**Data section:**
--

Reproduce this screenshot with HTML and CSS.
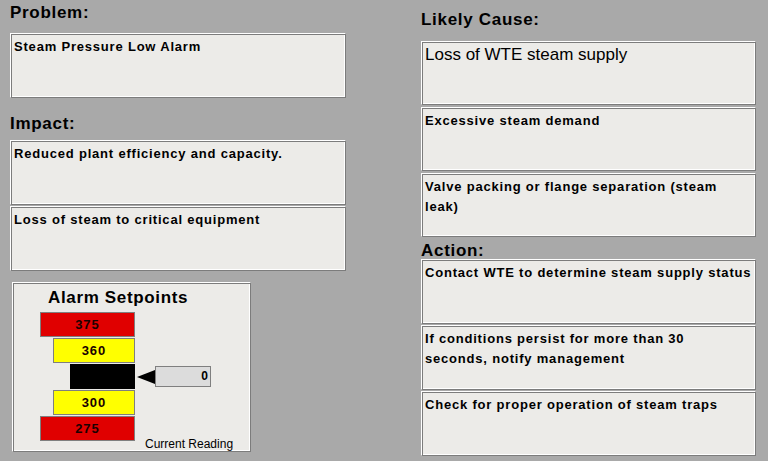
FILE: index.html
```html
<!DOCTYPE html>
<html>
<head>
<meta charset="utf-8">
<link rel="stylesheet" href="styles.css">
</head>
<body>
<div class="screen">
  <div class="col col-left">
    <h2 class="head head-problem">Problem:</h2>
    <div class="box">Steam Pressure Low Alarm</div>
    <h2 class="head head-impact">Impact:</h2>
    <div class="stack">
      <div class="box">Reduced plant efficiency and capacity.</div>
      <div class="box">Loss of steam to critical equipment</div>
    </div>
    <div class="panel">
      <div class="panel-title">Alarm Setpoints</div>
      <div class="bars">
        <div class="row"><div class="slot"><div class="bar red w-hi">375</div></div></div>
        <div class="row"><div class="slot"><div class="bar yellow w-mid">360</div></div></div>
        <div class="row">
          <div class="slot"><div class="bar black w-lo"></div></div>
          <div class="pointer"></div>
          <div class="reading">0</div>
        </div>
        <div class="row"><div class="slot"><div class="bar yellow w-mid">300</div></div></div>
        <div class="row row-last">
          <div class="slot"><div class="bar red w-hi">275</div></div>
          <div class="caption">Current Reading</div>
        </div>
      </div>
    </div>
  </div>
  <div class="col col-right">
    <h2 class="head head-cause">Likely Cause:</h2>
    <div class="stack stack-wide">
      <div class="box box-large">Loss of WTE steam supply</div>
      <div class="box">Excessive steam demand</div>
      <div class="box">Valve packing or flange separation (steam<br>leak)</div>
    </div>
    <h2 class="head head-action">Action:</h2>
    <div class="stack">
      <div class="box">Contact WTE to determine steam supply status</div>
      <div class="box">If conditions persist for more than 30<br>seconds, notify management</div>
      <div class="box">Check for proper operation of steam traps</div>
    </div>
  </div>
</div>
</body>
</html>
```

FILE: styles.css
```css
* { box-sizing: border-box; }
html, body {
  margin: 0;
  padding: 0;
  background: #a9a9a9;
  width: 768px;
  height: 461px;
  overflow: hidden;
  font-family: "Liberation Sans", Arial, sans-serif;
  color: #000;
}
.screen {
  display: flex;
  align-items: flex-start;
}
.col {
  display: flex;
  flex-direction: column;
}
.col-left { margin-left: 10px; width: 336px; }
.col-right { margin-left: 75px; width: 335px; }

.head {
  margin: 0;
  font-size: 17px;
  font-weight: bold;
  letter-spacing: 0.7px;
  line-height: 20px;
  height: 20px;
}
.head-problem { margin-top: 3px; margin-bottom: 10px; }
.head-impact { margin-top: 16px; margin-bottom: 6px; }
.head-cause { margin-top: 10px; margin-bottom: 11px; }
.head-action { margin-top: 6px; height: 16px; line-height: 16px; }

.stack {
  display: flex;
  flex-direction: column;
  gap: 1px;
}
.stack-wide { gap: 2px; }
.stack-wide .box { height: 64px; }

.box {
  height: 65px;
  background: #ecebe8;
  border: 1px solid;
  border-color: #ffffff #7c7c7c #7c7c7c #ffffff;
  box-shadow: inset 1px 1px 0 #7c7c7c, inset -1px -1px 0 #ffffff;
  padding: 3px 3px;
  font-size: 13px;
  font-weight: bold;
  letter-spacing: 0.8px;
  line-height: 20px;
  white-space: nowrap;
  overflow: hidden;
}
.box-large {
  font-size: 17px;
  font-weight: normal;
  letter-spacing: 0;
}

.panel {
  margin-top: 11px;
  margin-left: 2px;
  width: 239px;
  height: 170px;
  background: #ecebe8;
  border: 1px solid;
  border-color: #ffffff #7c7c7c #7c7c7c #ffffff;
  box-shadow: inset 1px 1px 0 #7c7c7c, inset -1px -1px 0 #ffffff;
  padding: 5px 0 0 1px;
}
.panel-title {
  margin-left: 34px;
  font-size: 17px;
  font-weight: bold;
  letter-spacing: 0.65px;
  line-height: 20px;
  height: 20px;
}
.bars {
  margin-top: 4px;
  margin-left: 26px;
  display: flex;
  flex-direction: column;
  gap: 1px;
}
.row {
  display: flex;
  align-items: center;
  height: 25px;
}
.row-last { align-items: flex-end; }
.slot {
  width: 95px;
  display: flex;
  justify-content: flex-end;
}
.bar {
  height: 25px;
  border: 1px solid #7f7f7f;
  font-size: 13px;
  font-weight: bold;
  letter-spacing: 1px;
  line-height: 23px;
  text-align: center;
  color: #1a0000;
}
.w-hi { width: 95px; }
.w-mid { width: 82px; }
.w-lo { width: 65px; }
.red { background: #e00000; }
.yellow { background: #ffff00; }
.black { background: #000000; border-color: #000; }
.pointer {
  margin-left: 2px;
  width: 0;
  height: 0;
  border-top: 7px solid transparent;
  border-bottom: 7px solid transparent;
  border-right: 18px solid #000;
}
.reading {
  width: 56px;
  height: 21px;
  background: #dcdcdc;
  border: 1px solid #7f7f7f;
  font-size: 12px;
  font-weight: bold;
  line-height: 19px;
  text-align: right;
  padding-right: 2px;
}
.caption {
  margin-left: 10px;
  margin-bottom: -10px;
  font-size: 12px;
  line-height: 14px;
  white-space: nowrap;
}
```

--

**Do this:**
Each line of the material must be retyped exactly, except that images are omitted.

**Task response:**
Reproduce this screenshot with HTML and CSS.
FILE: index.html
```html
<!DOCTYPE html>
<html>
<head>
<meta charset="utf-8">
<link rel="stylesheet" href="styles.css">
</head>
<body>
<div class="screen">
  <div class="col col-left">
    <h2 class="head head-problem">Problem:</h2>
    <div class="box">Steam Pressure Low Alarm</div>
    <h2 class="head head-impact">Impact:</h2>
    <div class="stack">
      <div class="box">Reduced plant efficiency and capacity.</div>
      <div class="box">Loss of steam to critical equipment</div>
    </div>
    <div class="panel">
      <div class="panel-title">Alarm Setpoints</div>
      <div class="bars">
        <div class="row"><div class="slot"><div class="bar red w-hi">375</div></div></div>
        <div class="row"><div class="slot"><div class="bar yellow w-mid">360</div></div></div>
        <div class="row">
          <div class="slot"><div class="bar black w-lo"></div></div>
          <div class="pointer"></div>
          <div class="reading">0</div>
        </div>
        <div class="row"><div class="slot"><div class="bar yellow w-mid">300</div></div></div>
        <div class="row row-last">
          <div class="slot"><div class="bar red w-hi">275</div></div>
          <div class="caption">Current Reading</div>
        </div>
      </div>
    </div>
  </div>
  <div class="col col-right">
    <h2 class="head head-cause">Likely Cause:</h2>
    <div class="stack stack-wide">
      <div class="box box-large">Loss of WTE steam supply</div>
      <div class="box">Excessive steam demand</div>
      <div class="box">Valve packing or flange separation (steam<br>leak)</div>
    </div>
    <h2 class="head head-action">Action:</h2>
    <div class="stack">
      <div class="box">Contact WTE to determine steam supply status</div>
      <div class="box">If conditions persist for more than 30<br>seconds, notify management</div>
      <div class="box">Check for proper operation of steam traps</div>
    </div>
  </div>
</div>
</body>
</html>
```

FILE: styles.css
```css
* { box-sizing: border-box; }
html, body {
  margin: 0;
  padding: 0;
  background: #a9a9a9;
  width: 768px;
  height: 461px;
  overflow: hidden;
  font-family: "Liberation Sans", Arial, sans-serif;
  color: #000;
}
.screen {
  display: flex;
  align-items: flex-start;
}
.col {
  display: flex;
  flex-direction: column;
}
.col-left { margin-left: 10px; width: 336px; }
.col-right { margin-left: 75px; width: 335px; }

.head {
  margin: 0;
  font-size: 17px;
  font-weight: bold;
  letter-spacing: 0.7px;
  line-height: 20px;
  height: 20px;
}
.head-problem { margin-top: 3px; margin-bottom: 10px; }
.head-impact { margin-top: 16px; margin-bottom: 6px; }
.head-cause { margin-top: 10px; margin-bottom: 11px; }
.head-action { margin-top: 6px; height: 16px; line-height: 16px; }

.stack {
  display: flex;
  flex-direction: column;
  gap: 1px;
}
.stack-wide { gap: 2px; }
.stack-wide .box { height: 64px; }

.box {
  height: 65px;
  background: #ecebe8;
  border: 1px solid;
  border-color: #ffffff #7c7c7c #7c7c7c #ffffff;
  box-shadow: inset 1px 1px 0 #7c7c7c, inset -1px -1px 0 #ffffff;
  padding: 3px 3px;
  font-size: 13px;
  font-weight: bold;
  letter-spacing: 0.8px;
  line-height: 20px;
  white-space: nowrap;
  overflow: hidden;
}
.box-large {
  font-size: 17px;
  font-weight: normal;
  letter-spacing: 0;
}

.panel {
  margin-top: 11px;
  margin-left: 2px;
  width: 239px;
  height: 170px;
  background: #ecebe8;
  border: 1px solid;
  border-color: #ffffff #7c7c7c #7c7c7c #ffffff;
  box-shadow: inset 1px 1px 0 #7c7c7c, inset -1px -1px 0 #ffffff;
  padding: 5px 0 0 1px;
}
.panel-title {
  margin-left: 34px;
  font-size: 17px;
  font-weight: bold;
  letter-spacing: 0.65px;
  line-height: 20px;
  height: 20px;
}
.bars {
  margin-top: 4px;
  margin-left: 26px;
  display: flex;
  flex-direction: column;
  gap: 1px;
}
.row {
  display: flex;
  align-items: center;
  height: 25px;
}
.row-last { align-items: flex-end; }
.slot {
  width: 95px;
  display: flex;
  justify-content: flex-end;
}
.bar {
  height: 25px;
  border: 1px solid #7f7f7f;
  font-size: 13px;
  font-weight: bold;
  letter-spacing: 1px;
  line-height: 23px;
  text-align: center;
  color: #1a0000;
}
.w-hi { width: 95px; }
.w-mid { width: 82px; }
.w-lo { width: 65px; }
.red { background: #e00000; }
.yellow { background: #ffff00; }
.black { background: #000000; border-color: #000; }
.pointer {
  margin-left: 2px;
  width: 0;
  height: 0;
  border-top: 7px solid transparent;
  border-bottom: 7px solid transparent;
  border-right: 18px solid #000;
}
.reading {
  width: 56px;
  height: 21px;
  background: #dcdcdc;
  border: 1px solid #7f7f7f;
  font-size: 12px;
  font-weight: bold;
  line-height: 19px;
  text-align: right;
  padding-right: 2px;
}
.caption {
  margin-left: 10px;
  margin-bottom: -10px;
  font-size: 12px;
  line-height: 14px;
  white-space: nowrap;
}
```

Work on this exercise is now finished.